Your instructions —
Output the full listing below exactly, without the pictures.
* start *
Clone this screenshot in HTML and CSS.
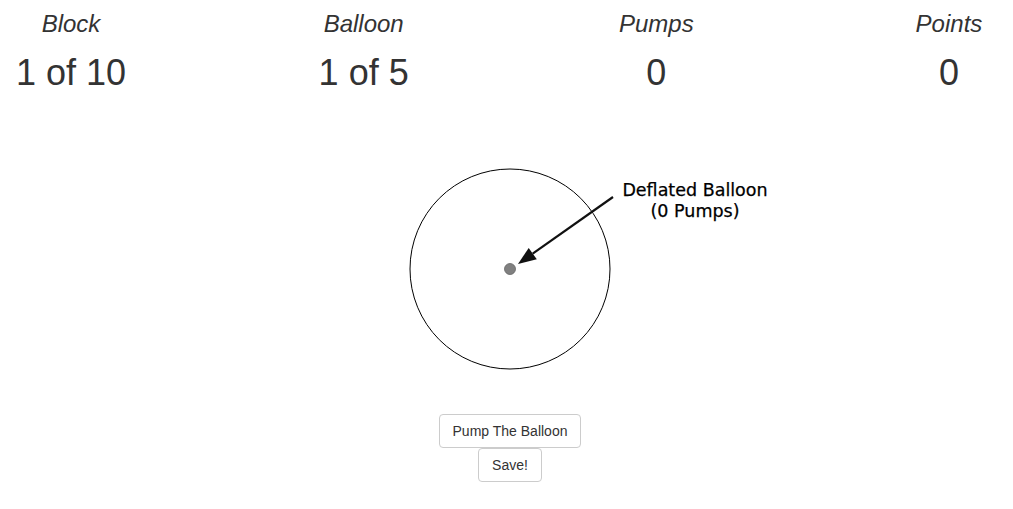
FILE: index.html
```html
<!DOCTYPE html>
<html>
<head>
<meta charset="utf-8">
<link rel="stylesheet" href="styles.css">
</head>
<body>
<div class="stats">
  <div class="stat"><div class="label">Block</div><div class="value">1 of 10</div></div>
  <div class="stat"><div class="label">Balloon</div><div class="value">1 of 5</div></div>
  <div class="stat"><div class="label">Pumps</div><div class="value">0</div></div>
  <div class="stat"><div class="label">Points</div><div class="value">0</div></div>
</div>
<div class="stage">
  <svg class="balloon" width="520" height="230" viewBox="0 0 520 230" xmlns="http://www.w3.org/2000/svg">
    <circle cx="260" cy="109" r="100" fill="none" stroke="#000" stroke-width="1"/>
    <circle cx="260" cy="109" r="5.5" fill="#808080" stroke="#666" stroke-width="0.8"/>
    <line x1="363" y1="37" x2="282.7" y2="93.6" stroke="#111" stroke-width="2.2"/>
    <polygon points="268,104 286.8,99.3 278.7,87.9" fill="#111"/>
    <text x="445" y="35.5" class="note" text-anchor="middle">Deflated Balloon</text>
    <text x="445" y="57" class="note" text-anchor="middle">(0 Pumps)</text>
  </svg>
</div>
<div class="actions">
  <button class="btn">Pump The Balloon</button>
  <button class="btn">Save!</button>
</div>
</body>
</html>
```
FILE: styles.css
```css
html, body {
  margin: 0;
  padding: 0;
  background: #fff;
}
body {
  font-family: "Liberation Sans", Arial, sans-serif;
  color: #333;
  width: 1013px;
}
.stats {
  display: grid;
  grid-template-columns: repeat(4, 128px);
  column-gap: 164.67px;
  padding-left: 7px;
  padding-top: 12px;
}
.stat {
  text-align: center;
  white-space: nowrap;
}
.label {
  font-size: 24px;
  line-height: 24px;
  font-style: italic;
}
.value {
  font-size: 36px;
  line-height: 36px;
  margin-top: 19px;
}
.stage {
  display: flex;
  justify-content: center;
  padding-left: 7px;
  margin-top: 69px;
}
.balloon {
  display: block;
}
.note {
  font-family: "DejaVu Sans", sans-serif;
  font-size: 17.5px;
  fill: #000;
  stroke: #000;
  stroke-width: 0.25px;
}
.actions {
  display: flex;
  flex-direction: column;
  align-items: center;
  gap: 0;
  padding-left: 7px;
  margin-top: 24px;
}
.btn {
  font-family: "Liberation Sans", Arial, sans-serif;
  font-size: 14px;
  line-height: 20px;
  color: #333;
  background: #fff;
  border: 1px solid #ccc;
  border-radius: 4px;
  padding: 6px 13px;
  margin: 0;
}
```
* end *
Solution for this problem —
Clone this screenshot in HTML and CSS.
FILE: index.html
```html
<!DOCTYPE html>
<html>
<head>
<meta charset="utf-8">
<link rel="stylesheet" href="styles.css">
</head>
<body>
<div class="stats">
  <div class="stat"><div class="label">Block</div><div class="value">1 of 10</div></div>
  <div class="stat"><div class="label">Balloon</div><div class="value">1 of 5</div></div>
  <div class="stat"><div class="label">Pumps</div><div class="value">0</div></div>
  <div class="stat"><div class="label">Points</div><div class="value">0</div></div>
</div>
<div class="stage">
  <svg class="balloon" width="520" height="230" viewBox="0 0 520 230" xmlns="http://www.w3.org/2000/svg">
    <circle cx="260" cy="109" r="100" fill="none" stroke="#000" stroke-width="1"/>
    <circle cx="260" cy="109" r="5.5" fill="#808080" stroke="#666" stroke-width="0.8"/>
    <line x1="363" y1="37" x2="282.7" y2="93.6" stroke="#111" stroke-width="2.2"/>
    <polygon points="268,104 286.8,99.3 278.7,87.9" fill="#111"/>
    <text x="445" y="35.5" class="note" text-anchor="middle">Deflated Balloon</text>
    <text x="445" y="57" class="note" text-anchor="middle">(0 Pumps)</text>
  </svg>
</div>
<div class="actions">
  <button class="btn">Pump The Balloon</button>
  <button class="btn">Save!</button>
</div>
</body>
</html>
```
FILE: styles.css
```css
html, body {
  margin: 0;
  padding: 0;
  background: #fff;
}
body {
  font-family: "Liberation Sans", Arial, sans-serif;
  color: #333;
  width: 1013px;
}
.stats {
  display: grid;
  grid-template-columns: repeat(4, 128px);
  column-gap: 164.67px;
  padding-left: 7px;
  padding-top: 12px;
}
.stat {
  text-align: center;
  white-space: nowrap;
}
.label {
  font-size: 24px;
  line-height: 24px;
  font-style: italic;
}
.value {
  font-size: 36px;
  line-height: 36px;
  margin-top: 19px;
}
.stage {
  display: flex;
  justify-content: center;
  padding-left: 7px;
  margin-top: 69px;
}
.balloon {
  display: block;
}
.note {
  font-family: "DejaVu Sans", sans-serif;
  font-size: 17.5px;
  fill: #000;
  stroke: #000;
  stroke-width: 0.25px;
}
.actions {
  display: flex;
  flex-direction: column;
  align-items: center;
  gap: 0;
  padding-left: 7px;
  margin-top: 24px;
}
.btn {
  font-family: "Liberation Sans", Arial, sans-serif;
  font-size: 14px;
  line-height: 20px;
  color: #333;
  background: #fff;
  border: 1px solid #ccc;
  border-radius: 4px;
  padding: 6px 13px;
  margin: 0;
}
```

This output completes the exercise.